El 13 de febrero de 1933, con Hitler recién llegado a la cancillería alemana, Thomas Mann pronunció en Ámsterdam una conferencia en la que caracterizó a Wagner como un verdadero progresista. Sus palabras le acarrearon las invectivas de los nazis, que querían convertir al músico en uno de sus símbolos, y acabaron forzando el exilio del escritor.
Que el autor de El anillo del nibelungo fuera reivindicado paralelamente por Mann y por Hitler manifiesta lo ambiguo de un legado que trasciende la música. El wagnerismo puede, de hecho, definirse como una corriente polifacética de adhesión a un pensamiento que, al modo romántico, parte de la música para desarrollar toda una filosofía –por mucho que sus contornos, muy a tono con el relativismo contemporáneo, eludan sistematización alguna–.
Wagner estuvo, sin duda, muy influido por la estética romántica, que tenía la música como un puente hacia la obra de arte total, y que llevaría a una comprensión más completa –y catártica– del ser humano. En su búsqueda de totalidad, el repertorio wagneriano cedió el testigo al cine, que no solo ha utilizado profusamente su música, sino también su ambiente trágico –en Apocalypse Now– y su técnica compositiva –en los leitmotivs de John Williams para la saga de Star Wars–.
Igual de paradójica ha sido la relación de Wagner con la política. El músico transitó del apasionamiento revolucionario de su juventud al apoliticismo –tintado de nacionalismo– de su madurez. Por ello, mientras que para los franceses su nombre se asoció siempre con el radicalismo, para los prohombres de la Alemania guillermina se erigió en adalid de la nación, lo que le granjeó el desprecio de sus opositores, como el novelista Theodor Fontane. En Inglaterra, el wagnerismo casó bien con la recuperación de los mitos artúricos. Por lo demás, el exacerbado antisemitismo de Wagner compone su legado más controvertido, pero ni sus escritos ni la instrumentalización wagneriana del nazismo lograron ocultar la admiración que suscitó –con mayor o menor claridad– en el padre del sionismo, Theodor Herzl, o en el controvertido líder afroamericano, W.E.B. Du Bois.

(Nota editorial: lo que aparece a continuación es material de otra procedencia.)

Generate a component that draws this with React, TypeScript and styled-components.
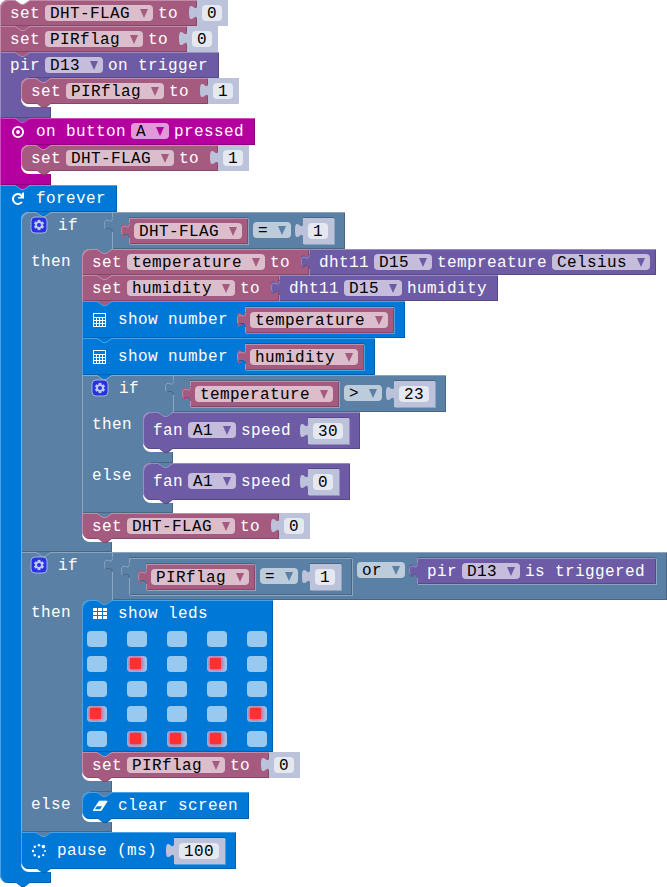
import React from "react";
import styled, { createGlobalStyle, css } from "styled-components";

/* ---------- palette ---------- */

type Tone = { base: string; light: string; dark: string; field: string };

const variable: Tone = { base: "#a55b80", light: "#c08ca6", dark: "#844966", field: "#dbbdcc" };
const sensor: Tone = { base: "#6d5ba5", light: "#998cc0", dark: "#574984", field: "#c5bddb" };
const input: Tone = { base: "#b4009e", light: "#cb4cbb", dark: "#90007e", field: "#e199d8" };
const basic: Tone = { base: "#0078d7", light: "#4ca1e3", dark: "#0060ac", field: "#99c9ef" };
const logic: Tone = { base: "#5b80a5", light: "#8ca6c0", dark: "#496684", field: "#bdccdb" };
const shadow: Tone = { base: "#bdc2db", light: "#bdc2db", dark: "#bdc2db", field: "#e5e7f1" };

const GlobalStyle = createGlobalStyle`
  html, body { margin: 0; background: #fff; }
  body {
    font-family: "Liberation Mono", monospace;
    font-size: 16px;
    letter-spacing: 0.398px;
    overflow: hidden;
  }
  * { box-sizing: border-box; }
`;

/* ---------- block surfaces ---------- */

const bevel = css<{ $tone: Tone }>`
  background: ${(p) => p.$tone.base};
  box-shadow: inset 1px 1px 0 ${(p) => p.$tone.light}, inset -1px -1px 0 ${(p) => p.$tone.dark};
`;

const Workspace = styled.main`
  width: 667px;
  height: 887px;
  overflow: hidden;
  background: #fff;
`;

const Stack = styled.div`
  display: flex;
  flex-direction: column;
  align-items: flex-start;
`;

const Line = styled.div`
  display: flex;
  align-items: flex-start;
`;

const Surface = styled.div<{ $tone: Tone; $h: number; $top?: boolean; $bottom?: boolean; $inline?: boolean }>`
  position: relative;
  display: flex;
  align-items: flex-start;
  gap: 5px;
  flex: none;
  height: ${(p) => p.$h}px;
  padding: ${(p) => (p.$inline ? 10 : 5)}px 11px 0 10px;
  border-radius: ${(p) => (p.$top ? "8px" : "0")} 0 0 ${(p) => (p.$bottom ? "8px" : "0")};
  ${bevel}
`;

const Text = styled.span<{ $after?: number }>`
  height: 16px;
  line-height: 18px;
  white-space: pre;
  color: #fff;
  margin-right: ${(p) => p.$after ?? 0}px;
`;

const IconBox = styled.span<{ $after?: number }>`
  width: 16px;
  height: 16px;
  margin-right: ${(p) => p.$after ?? 5}px;
  flex: none;
  svg { display: block; overflow: visible; }
`;

const Menu = styled.span<{ $tone: Tone }>`
  display: flex;
  height: 16px;
  padding: 0 5px;
  line-height: 18px;
  white-space: pre;
  color: #000;
  background: ${(p) => p.$tone.field};
  border-radius: 4px;
  svg { display: block; width: 8px; height: 16px; margin-left: 10px; }
`;

const Dropdown = ({ tone, children }: { tone: Tone; children: string }) => (
  <Menu $tone={tone}>
    {children}
    <svg viewBox="0 0 8 16"><path d="M0 4H8L4 13Z" fill={tone.base} /></svg>
  </Menu>
);

/* ---------- connectors ---------- */

const NotchSvg = styled.svg`
  position: absolute;
  left: 15px;
  top: 0;
  width: 16px;
  height: 6px;
  z-index: 1;
`;

const StudSvg = styled.svg`
  position: absolute;
  left: 15px;
  top: calc(100% - 1px);
  width: 16px;
  height: 6px;
  z-index: 3;
`;

const PlugSvg = styled.svg`
  position: absolute;
  left: -8px;
  top: 0;
  width: 9px;
  height: 22px;
`;

const Notch = ({ above, tone }: { above: string; tone: Tone }) => (
  <NotchSvg viewBox="0 0 16 6">
    <path d="M0 0L6 4H9L15 0Z" fill={above} />
    <path d="M0 0.5L6 4.5H9L15 0.5" fill="none" stroke={tone.light} />
  </NotchSvg>
);

const Stud = ({ tone }: { tone: Tone }) => (
  <StudSvg viewBox="0 0 16 6">
    <path d="M0 0L6.5 5H9.5L16 0Z" fill={tone.dark} />
    <path d="M0 0L6 4H9L15 0Z" fill={tone.base} />
  </StudSvg>
);

const plugPath = "M8 5c0 10-8-8-8 7.5s8-2.5 8 7.5";

const Plug = ({ tone, host }: { tone: Tone; host: Tone }) => (
  <PlugSvg viewBox="0 0 9 22">
    <path d={plugPath + "h1V5z"} fill={tone.base} />
    {tone !== shadow && (
      <>
        <path d="M8.5 6c-.3 5-3 2.5-5.5 2.2C1.2 8.2.5 9.5.5 12.5c0 3 .6 4 1.3 4.3" fill="none" stroke={tone.light} />
        <path d="M1.8 16.6c3.2.4 5.7-1.6 6.4 2.9" fill="none" stroke={host.dark} />
      </>
    )}
  </PlugSvg>
);

/* ---------- value blocks ---------- */

const ValueBox = styled.div<{ $tone: Tone; $host: Tone; $nested?: boolean; $wide?: boolean }>`
  position: relative;
  display: flex;
  align-items: flex-start;
  gap: 5px;
  flex: none;
  height: 26px;
  padding: 5px ${(p) => (p.$wide ? 11 : 6)}px 0 ${(p) => (p.$wide ? 10 : 5)}px;
  background: ${(p) => p.$tone.base};
  box-shadow:
    inset 1px 1px 0 ${(p) => p.$tone.light},
    inset -1px -1px 0 ${(p) => p.$tone.dark}
    ${(p) => p.$nested && css`, 1px 1px 0 ${p.$host.light}, 0 -1px 0 ${p.$host.dark}`};
  ${(p) => p.$nested && css`
    margin-top: -4px;
    margin-left: 12px;
  `}
`;

const Digits = styled.span`
  height: 16px;
  padding: 0 5px;
  line-height: 18px;
  color: #000;
  background: ${shadow.field};
  border-radius: 4px;
`;

type Hosted = { host: Tone; nested?: boolean };

const NumberValue = ({ value, host, nested }: Hosted & { value: string }) => (
  <ValueBox $tone={shadow} $host={host} $nested={nested}>
    <Plug tone={shadow} host={host} />
    <Digits>{value}</Digits>
  </ValueBox>
);

const VariableValue = ({ name, host }: { name: string; host: Tone }) => (
  <ValueBox $tone={variable} $host={host} $nested>
    <Plug tone={variable} host={host} />
    <Dropdown tone={variable}>{name}</Dropdown>
  </ValueBox>
);

const UnitSlot = styled.span`
  margin-right: -5px;
`;

const SensorValue = ({ label, pin, tail, unit, host, nested }: Hosted & { label: string; pin: string; tail: string; unit?: string }) => (
  <ValueBox $tone={sensor} $host={host} $nested={nested} $wide>
    <Plug tone={sensor} host={host} />
    <Text>{label}</Text>
    <Dropdown tone={sensor}>{pin}</Dropdown>
    <Text>{tail}</Text>
    {unit && <UnitSlot><Dropdown tone={sensor}>{unit}</Dropdown></UnitSlot>}
  </ValueBox>
);

const OperatorBox = styled.div<{ $h: number; $nested?: boolean }>`
  position: relative;
  display: flex;
  align-items: flex-start;
  gap: 5px;
  flex: none;
  height: ${(p) => p.$h}px;
  padding: 10px 11px 0 5px;
  background: ${logic.base};
  box-shadow:
    inset 1px 1px 0 ${logic.light},
    inset -1px -1px 0 ${logic.dark}
    ${(p) => p.$nested && css`, 1px 1px 0 ${logic.light}, 0 -1px 0 ${logic.dark}`};
  ${(p) => p.$nested && css`
    margin-top: -4px;
    margin-left: 12px;
  `}
`;

const ValueSlot = styled.div`
  display: flex;
  margin-left: -5px;
`;

const SlotPad = styled.i`
  width: 5px;
  margin-right: -5px;
`;

const Operator = ({ left, op, right, h = 37, nested }: { left: React.ReactNode; op: string; right: React.ReactNode; h?: number; nested?: boolean }) => (
  <OperatorBox $h={h} $nested={nested}>
    <Plug tone={logic} host={logic} />
    {left}
    <Dropdown tone={logic}>{op}</Dropdown>
    <ValueSlot>
      <SlotPad />
      {right}
    </ValueSlot>
  </OperatorBox>
);

/* ---------- icons ---------- */

const TargetIcon = () => (
  <IconBox>
    <svg width="16" height="16" viewBox="0 0 16 16">
      <circle cx="8" cy="9" r="5.1" fill="none" stroke="#fff" strokeWidth="1.9" />
      <circle cx="8" cy="9" r="1.9" fill="#fff" />
    </svg>
  </IconBox>
);

const RepeatIcon = () => (
  <IconBox>
    <svg width="16" height="16" viewBox="0 0 16 16">
      <path d="M11.9 12A5 5 0 1 1 11.9 5.9" fill="none" stroke="#fff" strokeWidth="2" />
      <path d="M14 2.6V8.6H8V7.4L12.8 2.6Z" fill="#fff" />
      <path d="M7.8 6.4L10.6 3.6L12.2 5.2L9.9 7.2Z" fill={basic.base} />
      <path d="M7 4.1A5 5 0 0 1 11.9 6.2" fill="none" stroke="#fff" strokeWidth="1.9" />
    </svg>
  </IconBox>
);

const CalculatorIcon = () => (
  <IconBox>
    <svg width="16" height="16" viewBox="0 0 16 16" shapeRendering="crispEdges">
      <rect x="1" y="2" width="13" height="14" fill="#fff" />
      <rect x="2" y="3" width="11" height="3" fill={basic.base} />
      {[7, 10, 13].map((y) =>
        [2, 5, 8, 11].map((x) => <rect key={`${x}-${y}`} x={x} y={y} width="2" height="2" fill={basic.base} />)
      )}
    </svg>
  </IconBox>
);

const GridIcon = () => (
  <IconBox>
    <svg width="16" height="16" viewBox="0 0 16 16" shapeRendering="crispEdges">
      {[3, 7, 11].map((y) => [1, 6, 11].map((x) => <rect key={`${x}-${y}`} x={x} y={y} width="4" height="3" fill="#fff" />))}
    </svg>
  </IconBox>
);

const EraserIcon = () => (
  <IconBox>
    <svg width="16" height="16" viewBox="0 0 16 16">
      <path d="M7.2 4.2H15.1L9.2 13.4H1.3Z" fill="#fff" stroke="#fff" strokeWidth="1" strokeLinejoin="round" />
      <path d="M4.9 9.3H10L8.1 12.3H3Z" fill={basic.base} />
    </svg>
  </IconBox>
);

const SpinnerIcon = () => (
  <IconBox>
    <svg width="16" height="16" viewBox="0 0 16 16" fill="#fff">
      <circle cx="8" cy="3.2" r="1.3" />
      <circle cx="12.4" cy="4.6" r="1.8" />
      <circle cx="14" cy="9" r="1" />
      <circle cx="12.2" cy="13.2" r="1.1" />
      <circle cx="8" cy="14.8" r="1.2" />
      <circle cx="3.8" cy="13.2" r="1.2" />
      <circle cx="2" cy="9" r="1.2" />
      <circle cx="3.8" cy="4.8" r="1.2" />
    </svg>
  </IconBox>
);

const GearIcon = () => (
  <IconBox $after={6}>
    <svg width="16" height="16" viewBox="0 0 16 16">
      <rect x="0" y="0" width="16" height="16" rx="4" fill="#2533e2" stroke="#a5b4dc" />
      <g fill="#c3cbf2">
        {[0, 60, 120].map((a) => (
          <rect key={a} x="6.6" y="2.9" width="2.8" height="10.2" transform={`rotate(${a} 8 8)`} />
        ))}
        <circle cx="8" cy="8" r="3.8" />
      </g>
      <circle cx="8" cy="8" r="2" fill="#2533e2" />
    </svg>
  </IconBox>
);

/* ---------- statement blocks ---------- */

type Place = { above: string; first?: boolean; last?: boolean };

const SetVariable = ({ name, above, first, last, children }: Place & { name: string; children: React.ReactNode }) => (
  <Line>
    <Surface $tone={variable} $h={26} $top={first} $bottom={last}>
      <Notch above={above} tone={variable} />
      <Text>set</Text>
      <Dropdown tone={variable}>{name}</Dropdown>
      <Text $after={8}>to</Text>
      {last && <Stud tone={variable} />}
    </Surface>
    {children}
  </Line>
);

const ShowNumber = ({ name, above }: Place & { name: string }) => (
  <Surface $tone={basic} $h={37} $inline>
    <Notch above={above} tone={basic} />
    <CalculatorIcon />
    <Text>show number</Text>
    <VariableValue name={name} host={basic} />
  </Surface>
);

const FanSpeed = ({ speed }: { speed: string }) => (
  <Surface $tone={sensor} $h={37} $inline $top $bottom>
    <Notch above={logic.base} tone={sensor} />
    <Text>fan</Text>
    <Dropdown tone={sensor}>A1</Dropdown>
    <Text>speed</Text>
    <NumberValue value={speed} host={sensor} nested />
    <Stud tone={sensor} />
  </Surface>
);

/* ---------- wrapping blocks ---------- */

const Body = styled.div<{ $tone: Tone; $spine: number }>`
  position: relative;
  display: flex;
  align-items: flex-start;
  margin-top: -1px;
  padding-top: 1px;
  background:
    linear-gradient(${(p) => p.$tone.light}, ${(p) => p.$tone.light}) 0 0 / 1px 100% no-repeat,
    linear-gradient(${(p) => p.$tone.base}, ${(p) => p.$tone.base}) 0 0 / ${(p) => p.$spine + 8}px 100% no-repeat;
`;

const Spine = styled.div<{ $w: number }>`
  width: ${(p) => p.$w}px;
  flex: none;
  padding: 4px 0 0 10px;
`;

const Mouth = styled.div`
  padding-bottom: 3px;
  background: #fff;
  border-radius: 8px 0 0 8px;
`;

const Foot = styled.div<{ $tone: Tone; $w: number; $h: number; $end?: boolean }>`
  position: relative;
  width: ${(p) => p.$w}px;
  height: ${(p) => p.$h}px;
  background: ${(p) => p.$tone.base};
  border-bottom-left-radius: ${(p) => (p.$end ? 8 : 0)}px;
  box-shadow: inset 1px 0 0 ${(p) => p.$tone.light}, inset -1px -1px 0 ${(p) => p.$tone.dark};
`;

const Wrap = ({ tone, spine = 21, foot = 11, label, end, children }: { tone: Tone; spine?: number; foot?: number; label?: string; end?: boolean; children: React.ReactNode }) => (
  <>
    <Body $tone={tone} $spine={spine}>
      <Spine $w={spine}>{label && <Text>{label}</Text>}</Spine>
      <Mouth><Stack>{children}</Stack></Mouth>
    </Body>
    <Foot $tone={tone} $w={spine + 30} $h={foot} $end={end}>{end && <Stud tone={tone} />}</Foot>
  </>
);

const IfHead = styled.div<{ $h: number; $top?: boolean }>`
  position: relative;
  display: flex;
  gap: 5px;
  width: 91px;
  height: ${(p) => p.$h}px;
  padding: 5px 0 0 10px;
  background: ${logic.base};
  border-top-left-radius: ${(p) => (p.$top ? 8 : 0)}px;
  box-shadow: inset 1px 1px 0 ${logic.light};
`;

const IfLine = ({ h, first, above, children }: { h: number; first?: boolean; above: string; children: React.ReactNode }) => (
  <Line>
    <IfHead $h={h} $top={first}>
      <Notch above={above} tone={logic} />
      <GearIcon />
      <Text>if</Text>
    </IfHead>
    {children}
  </Line>
);

/* ---------- led matrix ---------- */

const LedBlock = styled.div`
  position: relative;
  width: 191px;
  height: 152px;
  padding: 5px 5px 0;
  border-top-left-radius: 8px;
  background: ${basic.base};
  box-shadow: inset 1px 1px 0 ${basic.light}, inset -1px -1px 0 ${basic.dark};
`;

const LedHead = styled.div`
  display: flex;
  gap: 5px;
  height: 26px;
  padding-left: 5px;
`;

const LedGrid = styled.div`
  display: grid;
  grid-template-columns: repeat(5, 20px);
  gap: 9px 20px;
`;

const Led = styled.div<{ $on: boolean }>`
  height: 16px;
  border-radius: 4px;
  overflow: hidden;
  background: ${basic.field};
  padding: 2px 3px;
  &::before {
    content: "";
    display: ${(p) => (p.$on ? "block" : "none")};
    width: 11px;
    height: 11px;
    background: #ff3030;
    box-shadow: 0 0 5px 1px #e04060;
  }
`;

const pattern = [".....", ".#.#.", ".....", "#...#", ".###."];

const ShowLeds = () => (
  <LedBlock>
    <Notch above={logic.base} tone={basic} />
    <LedHead>
      <GridIcon />
      <Text>show leds</Text>
    </LedHead>
    <LedGrid>
      {pattern.flatMap((row, y) => [...row].map((c, x) => <Led key={`${x}-${y}`} $on={c === "#"} />))}
    </LedGrid>
  </LedBlock>
);

/* ---------- program ---------- */

const App = () => (
  <>
    <GlobalStyle />
    <Workspace>
      <Stack>
        <SetVariable name="DHT-FLAG" above="#fff" first>
          <NumberValue value="0" host={variable} />
        </SetVariable>
        <SetVariable name="PIRflag" above={variable.base}>
          <NumberValue value="0" host={variable} />
        </SetVariable>

        <Surface $tone={sensor} $h={26}>
          <Notch above={variable.base} tone={sensor} />
          <Text>pir</Text>
          <Dropdown tone={sensor}>D13</Dropdown>
          <Text>on trigger</Text>
        </Surface>
        <Wrap tone={sensor}>
          <SetVariable name="PIRflag" above={sensor.base} first last>
            <NumberValue value="1" host={variable} />
          </SetVariable>
        </Wrap>

        <Surface $tone={input} $h={27}>
          <Notch above={sensor.base} tone={input} />
          <TargetIcon />
          <Text>on button</Text>
          <Dropdown tone={input}>A</Dropdown>
          <Text>pressed</Text>
        </Surface>
        <Wrap tone={input}>
          <SetVariable name="DHT-FLAG" above={input.base} first last>
            <NumberValue value="1" host={variable} />
          </SetVariable>
        </Wrap>

        <Surface $tone={basic} $h={27}>
          <Notch above={input.base} tone={basic} />
          <RepeatIcon />
          <Text>forever</Text>
        </Surface>
        <Wrap tone={basic} end>
          <IfLine h={37} first above={basic.base}>
            <Operator left={<VariableValue name="DHT-FLAG" host={logic} />} op="=" right={<NumberValue value="1" host={logic} nested />} />
          </IfLine>
          <Wrap tone={logic} spine={61} foot={10} label="then">
            <SetVariable name="temperature" above={logic.base} first>
              <SensorValue label="dht11" pin="D15" tail="tempreature" unit="Celsius" host={variable} />
            </SetVariable>
            <SetVariable name="humidity" above={variable.base}>
              <SensorValue label="dht11" pin="D15" tail="humidity" host={variable} />
            </SetVariable>
            <ShowNumber name="temperature" above={variable.base} />
            <ShowNumber name="humidity" above={basic.base} />
            <IfLine h={37} above={basic.base}>
              <Operator left={<VariableValue name="temperature" host={logic} />} op="&gt;" right={<NumberValue value="23" host={logic} nested />} />
            </IfLine>
            <Wrap tone={logic} spine={61} label="then">
              <FanSpeed speed="30" />
            </Wrap>
            <Wrap tone={logic} spine={61} foot={10} label="else">
              <FanSpeed speed="0" />
            </Wrap>
            <SetVariable name="DHT-FLAG" above={logic.base} last>
              <NumberValue value="0" host={variable} />
            </SetVariable>
          </Wrap>

          <IfLine h={48} above={logic.base}>
            <Operator
              h={48}
              left={
                <Operator nested left={<VariableValue name="PIRflag" host={logic} />} op="=" right={<NumberValue value="1" host={logic} nested />} />
              }
              op="or"
              right={<SensorValue label="pir" pin="D13" tail="is triggered" host={logic} nested />}
            />
          </IfLine>
          <Wrap tone={logic} spine={61} label="then">
            <ShowLeds />
            <SetVariable name="PIRflag" above={basic.base} last>
              <NumberValue value="0" host={variable} />
            </SetVariable>
          </Wrap>
          <Wrap tone={logic} spine={61} foot={10} label="else">
            <Surface $tone={basic} $h={27} $top $bottom>
              <Notch above={logic.base} tone={basic} />
              <EraserIcon />
              <Text>clear screen</Text>
              <Stud tone={basic} />
            </Surface>
          </Wrap>

          <Surface $tone={basic} $h={37} $inline $bottom>
            <Notch above={logic.base} tone={basic} />
            <SpinnerIcon />
            <Text>pause (ms)</Text>
            <NumberValue value="100" host={basic} nested />
            <Stud tone={basic} />
          </Surface>
        </Wrap>
      </Stack>
    </Workspace>
  </>
);

export default App;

Todo esto es tan solo una pequeña parte del recorrido que efectúa el libro de Alex Ross –crítico musical de la revista New Yorker y autor del bestseller El ruido eterno–, una monumental obra de erudición que pone de manifiesto la inabarcabilidad del “fenómeno Wagner”, a día de hoy convertido en un diluido referente cultural cuyos ecos llegan hasta Juego de Tronos.
Por ello, al cerrar el volumen queda la sensación de que el wagnerismo está tan lejos del personaje Wagner que apenas nos acerca a él. Un ocultamiento que se agrava con la preferencia constante de Ross por las vertientes más sensuales de su obra. Todo lo cual no quita valor tanto a pasajes concretos –el capítulo dedicado a Willa Cather es magistral– como a un trabajo fruto de años de investigación, que se convertirá, con toda seguridad, en un clásico de la materia.